--- Start ---

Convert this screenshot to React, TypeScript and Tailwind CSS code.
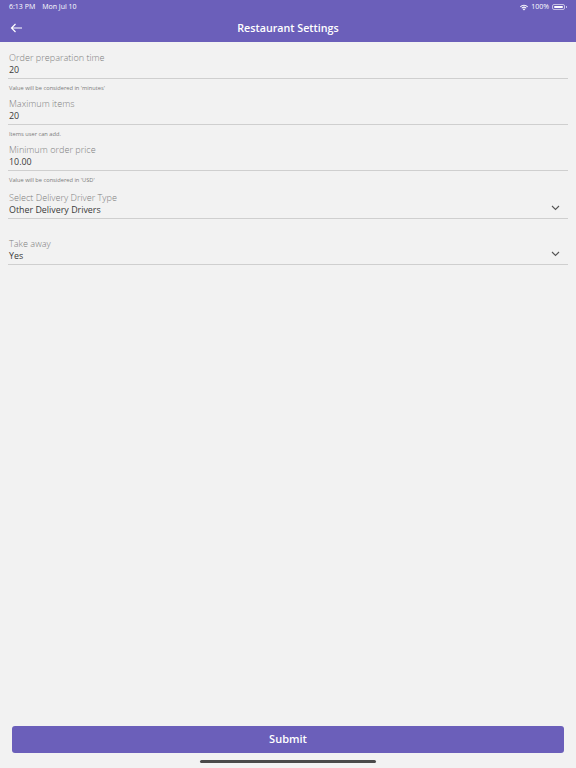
import React from 'react';

const font = { fontFamily: '"Open Sans", "Noto Sans", sans-serif' };

function TextField({ label, value, helper }: { label: string; value: string; helper: string }) {
  return (
    <div>
      <div className="border-b border-[#cfcfcf] pb-[2px] pl-[1px]">
        <div className="pt-[1px] text-[9.1px] leading-[12px] font-light text-[#7e7e7e]">{label}</div>
        <div className="text-[8.9px] leading-[12px] text-[#3a3a3a]">{value}</div>
      </div>
      <div className="mt-[5px] mb-[5px] pl-[1px] text-[5.7px] leading-[8px] text-[#7a7a7a]">{helper}</div>
    </div>
  );
}

function SelectField({ label, value }: { label: string; value: string }) {
  return (
    <div className="flex items-end border-b border-[#cfcfcf] pb-[2px] pl-[1px]">
      <div className="flex-1">
        <div className="pt-[1px] text-[9.1px] leading-[12px] font-light text-[#7e7e7e]">{label}</div>
        <div className="text-[8.9px] leading-[12px] text-[#3a3a3a]">{value}</div>
      </div>
      <svg width="9" height="6" viewBox="0 0 9 6" className="mb-[5px] mr-[8px]">
        <path d="M1 1l3.5 3.5L8 1" fill="none" stroke="#555" strokeWidth="1.1" />
      </svg>
    </div>
  );
}

export default function App() {
  return (
    <div className="relative flex h-[768px] w-[576px] flex-col bg-[#f2f2f2]" style={font}>
      <div className="bg-[#6b5fba] text-white">
        <div className="flex h-[14px] items-center justify-between px-[9px] text-[7px] font-medium">
          <span>
            6:13 PM<span className="ml-[7px]">Mon Jul 10</span>
          </span>
          <span className="flex items-center gap-[2px]">
            <svg width="10" height="7" viewBox="0 0 10 7">
              <path d="M5 6.6L3.6 5.1a2 2 0 0 1 2.8 0z" fill="#fff" />
              <path d="M2.4 3.9a3.7 3.7 0 0 1 5.2 0l-.7.7a2.7 2.7 0 0 0-3.8 0z" fill="#fff" />
              <path d="M1 2.5a5.7 5.7 0 0 1 8 0l-.7.7a4.7 4.7 0 0 0-6.6 0z" fill="#fff" />
            </svg>
            <span>100%</span>
            <span className="ml-[1px] flex items-center">
              <span className="h-[6px] w-[13px] rounded-[2px] border border-white/60 p-[1px]">
                <span className="block h-full w-full rounded-[1px] bg-white" />
              </span>
              <span className="ml-[1px] h-[2px] w-[1px] bg-white/60" />
            </span>
          </span>
        </div>
        <div className="relative flex h-[28px] items-center justify-center">
          <svg width="13" height="10" viewBox="0 0 13 10" className="absolute left-[10px] top-[9px]">
            <path d="M12 5H1.5M5.5 1L1.5 5l4 4" fill="none" stroke="#fff" strokeWidth="1.2" />
          </svg>
          <span className="text-[10.7px] font-semibold">Restaurant Settings</span>
        </div>
      </div>

      <div className="flex-1 pl-[8px] pr-[8px] pt-[9px]">
        <TextField label="Order preparation time" value="20" helper="Value will be considered in 'minutes'" />
        <TextField label="Maximum items" value="20" helper="Items user can add." />
        <TextField label="Minimum order price" value="10.00" helper="Value will be considered in 'USD'" />
        <div className="mt-[7px]">
          <SelectField label="Select Delivery Driver Type" value="Other Delivery Drivers" />
        </div>
        <div className="mt-[18px]">
          <SelectField label="Take away" value="Yes" />
        </div>
      </div>

      <div className="px-[12px] pb-[15px]">
        <button className="h-[27px] w-full rounded-[3px] bg-[#6b5fba] text-[11px] font-semibold text-white">
          Submit
        </button>
      </div>
      <div className="absolute bottom-[5px] left-[200px] h-[3px] w-[176px] rounded-full bg-[#4a4a4a]" />
    </div>
  );
}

--- End ---

Description of the task:
Tally how many lines of the data include the word "React". Write the number and nothing else.

Answer to this problem:
2